The report shows that the breakdown of topics with the highest coverage in all regions indicates that the media in Africa devoted 25 per cent of news coverage for politics and government, 21 per cent for social and legal, 19 per cent for the economy, 18 per cent for crime and violence, nine per cent for science and health,, six per cent for celebrity, the arts and the media and sports and zero per cent for the girl-child.
The hierarchy of priorities reveals the need for a radical transformation of the news media agenda towards one that is cognisant of and responsive to gender interests in the news.
The topics, ‘science and health’ and ‘social and legal’, are relevant to women’s gender interest. What is needed is a re-alignment of the priorities on the news media agenda to reflect the interest of the majority.

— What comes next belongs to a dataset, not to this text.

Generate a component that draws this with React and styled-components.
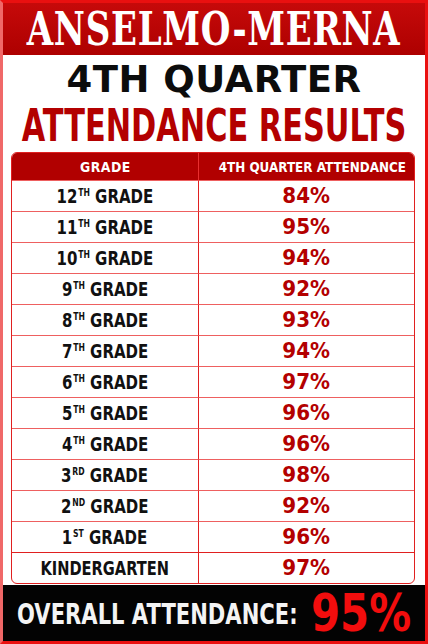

The most significant of participants’ commitment at the Third High Level Forum on Aid Effectiveness was their resolve to work together to help countries across the world build a successful future for all, a future based on a shared commitment to overcome poverty, a future in which no countries will depend on aid.
The participants agreed that by 2010, each of them should meet the commitments they had made on aid effectiveness in Paris in 2005 and in Accra and reach beyond those commitments, where they could.
They agreed to reflect and draw upon the many valuable ideas and initiatives that had been presented at the High Level Forum and asked the Working Party on Aid Effectiveness to continue monitoring progress on implementing the Paris Declaration and the Accra Agenda for Action and report back to the Fourth High Level Forum on Aid Effectiveness in 2011.
As was rightly pointed out by Dr Doris Dartey, a communications consultant and media educator, the media should not reinforce gender stereotypes or publish gender-blind stories.
There is the need for media practitioners to set their personal agendas and use the media to get people to tell their stories.
That should be done in such a way to champion cultural change, safeguard women’s rights and shine “the dark spots in society”.